No such distinction existed in early Western monasticism. The majority of St. Benedict's monks were not clerics, and all performed manual labor, the word conversi being used only to designate those who had received the habit late in life, to distinguish them from the oblati and nutriti. But, by the beginning of the 11th century, the time devoted to study had greatly increased, thus a larger proportion of the monks were in Holy Orders, even though great numbers of illiterate persons had embraced the religious life. At the same time, it was found necessary to regulate the position of the famuli, the hired servants of the monastery, and to include some of these in the monastic family. So in Italy the lay brothers were instituted; and we find similar attempts at organization at the Abbey of St. Benignus at Dijon, under William of Dijon (d. 1031) and Richard of Verdun (d. 1046), while at Hirschau, Abbot William (d. 1091) gave a special rule to the fratres barbati and exteriores. At Cluny the manual work was relegated mostly to paid servants, but the Carthusians, the Cistercians, the Order of Grandmont , and most subsequent religious orders possessed lay brothers, to whom they committed their secular cares. At Grandmont , indeed, the complete control of the order's property by the lay brothers led to serious disturbances, and finally to the ruin of the order; but the wiser regulations of the Cistercians provided against this danger and have formed the model for the later orders. In England, the "Black Monks" (Benedictines) were reported by some writers to have made but slight use of lay brothers, finding the service of paid attendants more convenient. Thus Father Taunton asserted that, "in those days in English Benedictine monasteries there were no lay brothers." On the contrary, however, they are mentioned in the customaries of the Abbey of St. Augustine at Canterbury and the Abbey of St. Peter at Westminster.

Lay brothers are now to be found in most of the religious orders. They are mostly pious and laborious persons, usually drawn from the working classes of the community, who, while unable to attain to the degree of learning requisite for Holy Orders, are yet drawn to the religious life and able to contribute by their toil to the prosperity of the house or order of their vocation. Not seldom they are skilled in artistic handicrafts, sometimes they are efficient administrators of temporal possessions, always they are able to perform domestic services or to follow agricultural pursuits. The Cistercians, especially their lay brethren, are famous for their skill in agriculture, and many a now fertile spot owes its productiveness to their unremitting labour in modern as well as in medieval times.

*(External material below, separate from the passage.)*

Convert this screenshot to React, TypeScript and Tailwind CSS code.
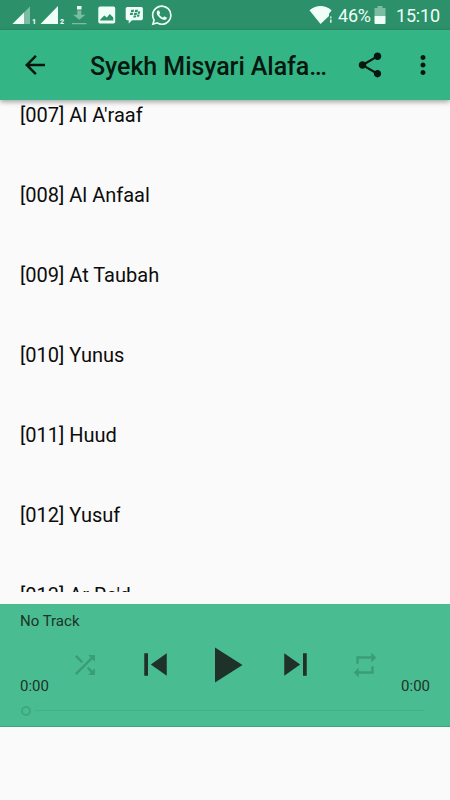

Lay brothers are usually distinguished from their brethren by some difference in their habit: for instance, the Cistercian lay brother wears a brown tunic, instead of white, with the black scapular; in choir they wear a large cloak, instead of a cowl; the Vallombrosan lay brothers wore a cap instead of a hood, and their habit was shorter; the English Benedictine lay brothers wear a hood of a different shape from that of the choir monks, and no cowl; a Dominican lay brother wears a black, instead of a white, scapular. In some orders they are required to recite daily the Little Office of Our Lady , but usually their office consists of a certain number of Paters, Aves, and Glorias. Wherever they are found in considerable numbers they possess their own quarters in the monastery; the domus conversorum is still noticeable in many of the ruins of English monasteries.

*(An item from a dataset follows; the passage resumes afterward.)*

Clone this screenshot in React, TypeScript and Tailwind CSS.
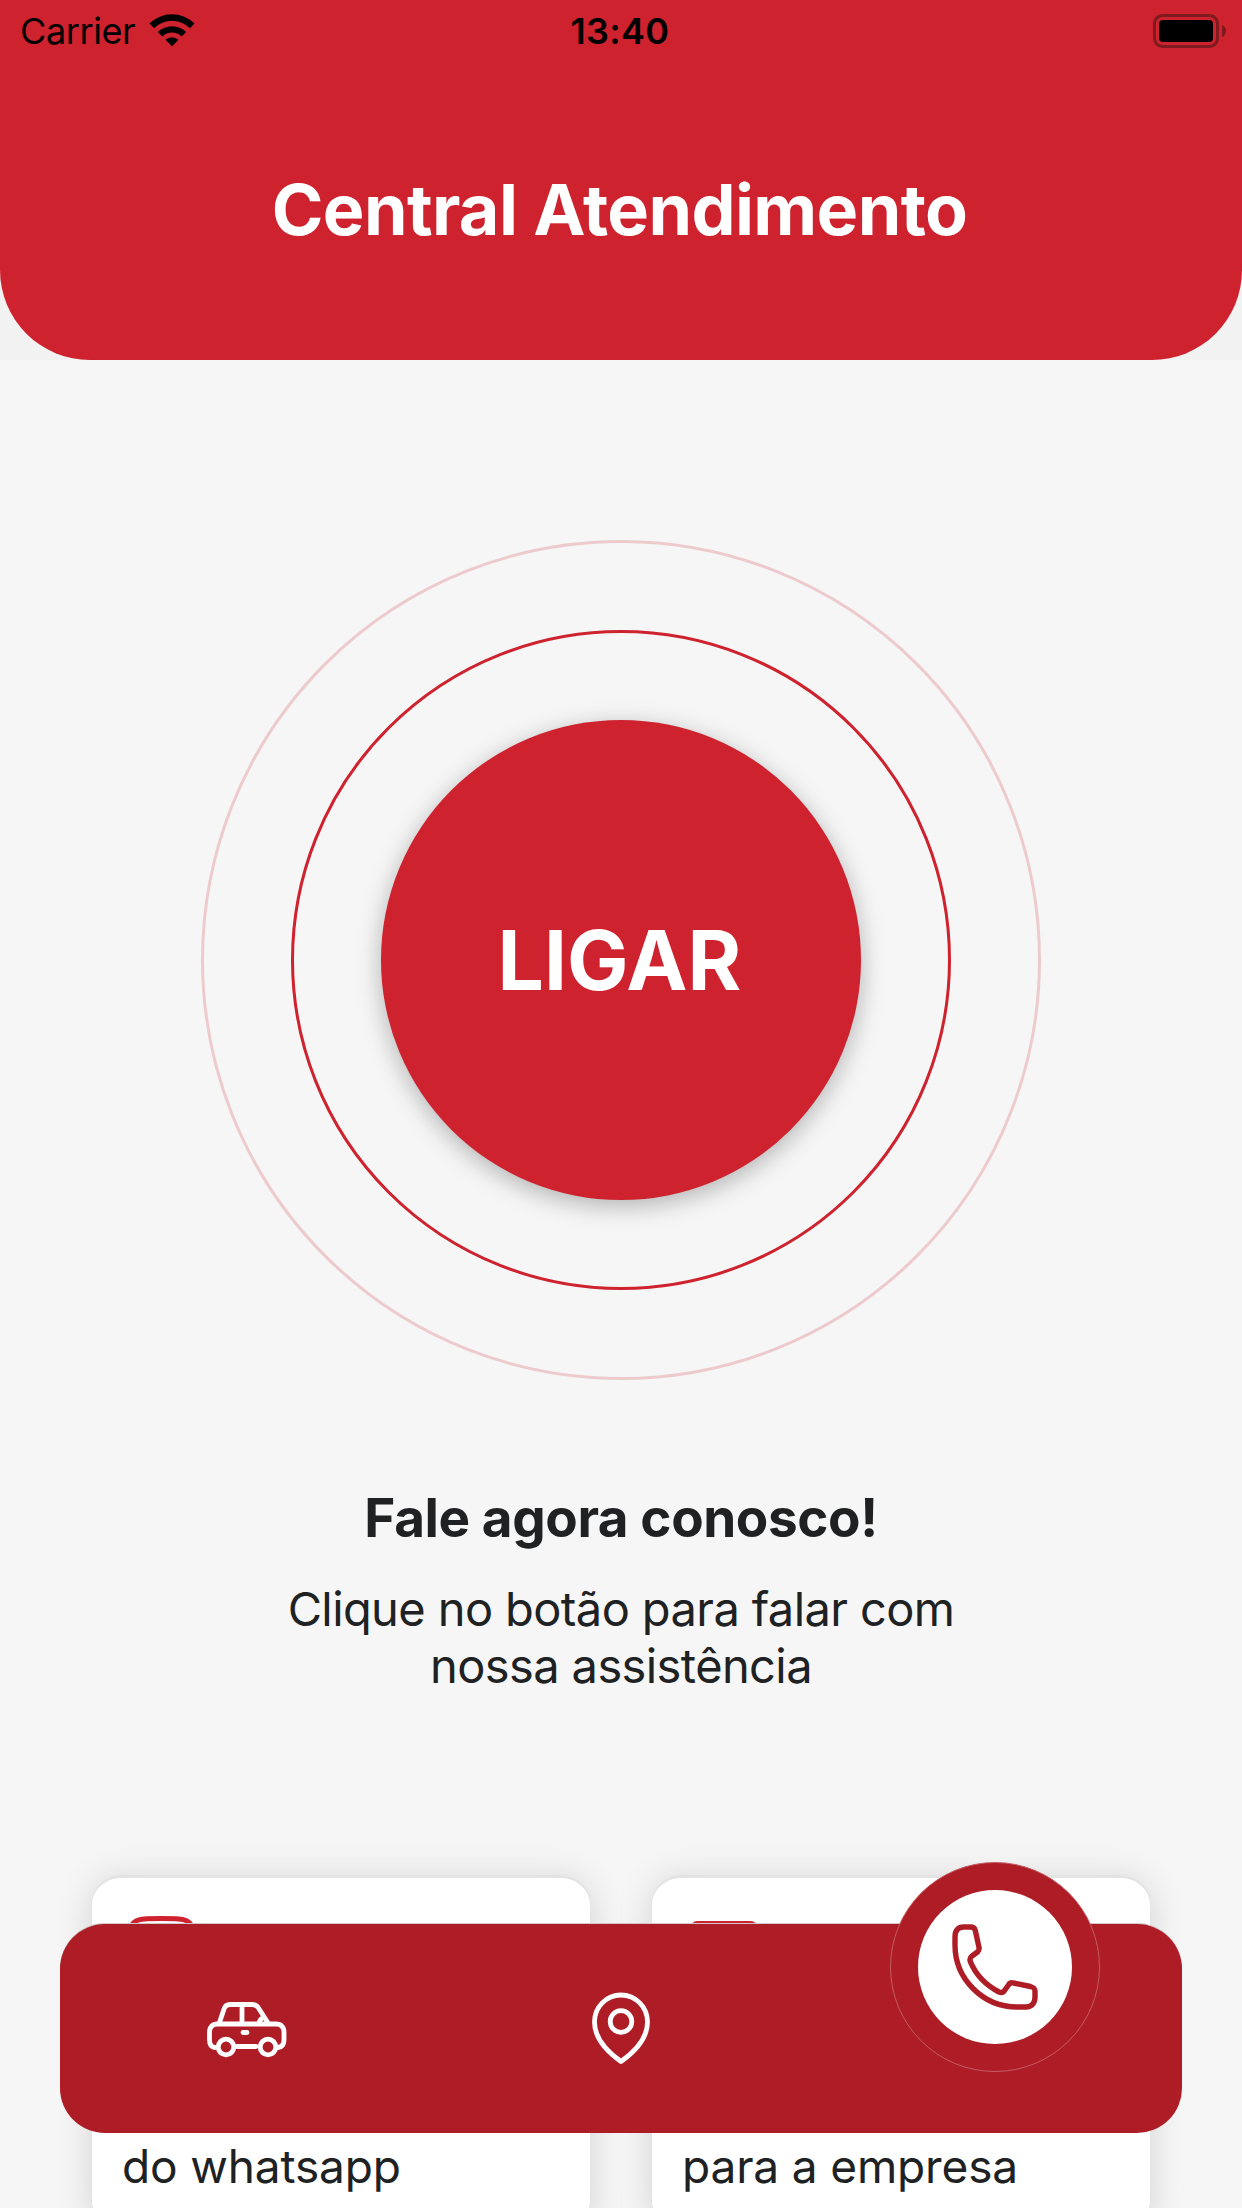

Lay sisters are to be found in most of the orders of women, and their origin, like that of the lay brothers, is to be found in the necessity at once of providing the choir nuns with more time for the Office and study, and of enabling the unlearned to embrace the religious life. They, too, are distinguished by their different habit from the choir sisters, and their Office consists of the Little Office of Our Lady or a certain number of Paters, etc. They seem to have been instituted earlier than the lay brothers, being first mentioned in a life of St. Denis written in the 9th century. In the early medieval period we even hear of lay brothers attached to convents of women and of lay sisters attached to monasteries. In each case, of course the two sexes occupied distinct buildings. This curious arrangement has long been abolished.

Among the various teaching orders, the majority of male communities are comprised solely of laymen, and are thus considered lay brothers, in the more general sense of the word. While they are not clergy, unlike those in this category in the monastic life, most are highly trained and professional individuals, not uncommonly having doctoral degrees.

The changes brought about the Second Vatican Council included the call to all religious orders to re-examine and renew their origins. As a result, most of the distinctions noted above, in terms of dress and spiritual regimen were abolished or mitigated. While some continue to be known as Brothers, all members of a religious order now have equal rights and wear the same habit.